Economic discourse in India primarily occurs in newspaper op-ed pages, including Mint, Business Standard, The Economic Times, The Indian Express, The Hindustan Times and The Hindu. The newsletter/podcast scene is less built out than China’s. But a few I enjoy include Milan Vaishnav’s Grand Tamasha, Shruthi Rajagopalan’s newsletter and podcast Ideas of India (I went on last May), Ajay Shah’s newsletter, Amit Varma’s podcast The Seen and Unseen, The Economist’s Essential India newsletter, Rohan Venkat’s India Inside Out, and Pranay Kotasthane’s Anticipating the Unintended (the Takshashila Institution is generally strong). Aaryaman Vir and Rahul Sanghi’s Tigerfeathers has deep dives into Indian tech. Marcellus Advisors also has great research notes.

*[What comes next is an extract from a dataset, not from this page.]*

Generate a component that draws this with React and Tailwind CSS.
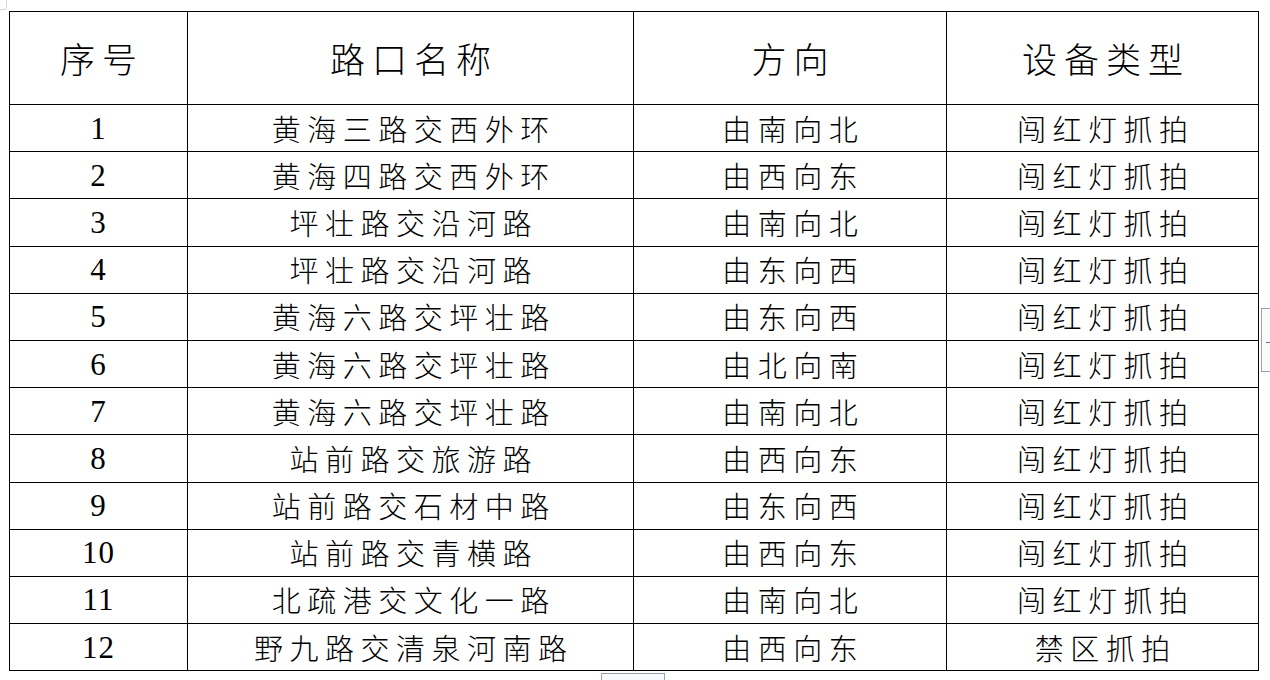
const rows = [
  ['1', '黄海三路交西外环', '由南向北', '闯红灯抓拍'],
  ['2', '黄海四路交西外环', '由西向东', '闯红灯抓拍'],
  ['3', '坪壮路交沿河路', '由南向北', '闯红灯抓拍'],
  ['4', '坪壮路交沿河路', '由东向西', '闯红灯抓拍'],
  ['5', '黄海六路交坪壮路', '由东向西', '闯红灯抓拍'],
  ['6', '黄海六路交坪壮路', '由北向南', '闯红灯抓拍'],
  ['7', '黄海六路交坪壮路', '由南向北', '闯红灯抓拍'],
  ['8', '站前路交旅游路', '由西向东', '闯红灯抓拍'],
  ['9', '站前路交石材中路', '由东向西', '闯红灯抓拍'],
  ['10', '站前路交青横路', '由西向东', '闯红灯抓拍'],
  ['11', '北疏港交文化一路', '由南向北', '闯红灯抓拍'],
  ['12', '野九路交清泉河南路', '由西向东', '禁区抓拍'],
];

const cjk = "font-['Noto_Sans_CJK_SC',sans-serif] font-light";
const num = "font-['Liberation_Serif',serif]";

export default function App() {
  return (
    <div className="relative w-[1270px] h-[680px] bg-white overflow-hidden text-black">
      {/* page artifacts */}
      <div className="absolute left-[-6px] top-[-6px] w-[13px] h-[16px] border border-gray-300 rounded-[3px] bg-white" />
      <div className="absolute left-[601px] top-[673px] w-[64px] h-[12px] border border-gray-400 bg-gray-50" />
      <div className="absolute left-[1261px] top-[308px] w-[14px] h-[64px] border border-gray-400 bg-gray-50">
        <div className="absolute left-[4px] top-[33px] w-[4px] h-px bg-gray-500" />
      </div>

      <div className="pl-[9px] pt-[11px]">
        <table className="table-fixed border-collapse">
          <colgroup>
            <col className="w-[178px]" />
            <col className="w-[446px]" />
            <col className="w-[313px]" />
            <col className="w-[312px]" />
          </colgroup>
          <thead>
            <tr className="h-[93px]">
              {['序号', '路口名称', '方向', '设备类型'].map((h) => (
                <th
                  key={h}
                  className={`border border-black p-0 text-center text-[35px] tracking-[7px] pl-[7px] ${cjk}`}
                >
                  {h}
                </th>
              ))}
            </tr>
          </thead>
          <tbody>
            {rows.map((r) => (
              <tr key={r[0]} className="h-[47.2px]">
                <td className={`border border-black p-0 text-center text-[31px] leading-none tracking-[1px] ${num}`}>
                  {r[0]}
                </td>
                {r.slice(1).map((c, i) => (
                  <td
                    key={i}
                    className={`border border-black p-0 text-center text-[29px] leading-none tracking-[6.5px] pl-[6.5px] ${cjk}`}
                  >
                    {c}
                  </td>
                ))}
              </tr>
            ))}
          </tbody>
        </table>
      </div>
    </div>
  );
}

India Link Weekly had an excellent weekly roundup of links but stopped publishing last year sadly. (Someone should restart this!)

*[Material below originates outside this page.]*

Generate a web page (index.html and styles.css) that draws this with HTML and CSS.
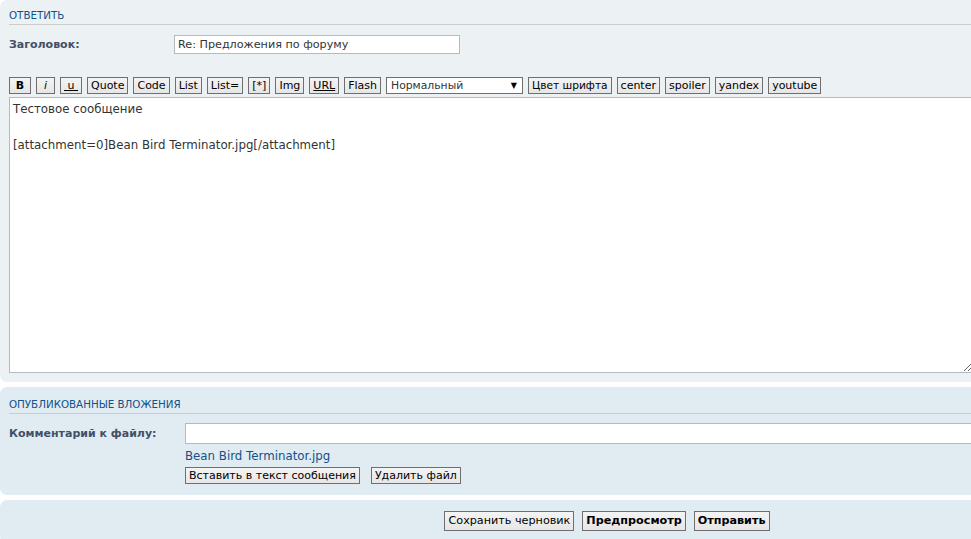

The Indian diaspora (and why it's so successful): The Indian Institutes of Technology (IITs, established 1950) and Indian Institutes of Management (IIMs, established 1961), are the exemplars of India’s historical focus on elite education. They are also major reasons why India produces a small slice of elite human capital that is disproportionately represented at the top of corporate and political America.
But to me the most interesting question is why Indian Americans seem to have outperformed other successful diasporas, especially Chinese Americans. To be clear I am specifically talking about the very top of the distribution i.e. CEOs, major politicians, etc. My grandfather, a retired IAS officer who negotiated arms deals with the Soviet Union and chaired the Bombay Stock Exchange, likes to say the British Empire left India with four gifts: the English language, parliamentary democracy, cricket and railroads. I think the first two, along with a long history of oral persuasion, explain a big part of Indian Americans’ success. In India, oral persuasion, in English, is necessary for success. In China, an exam-based culture where politics and business is conducted in Mandarin is less exportable to the American context.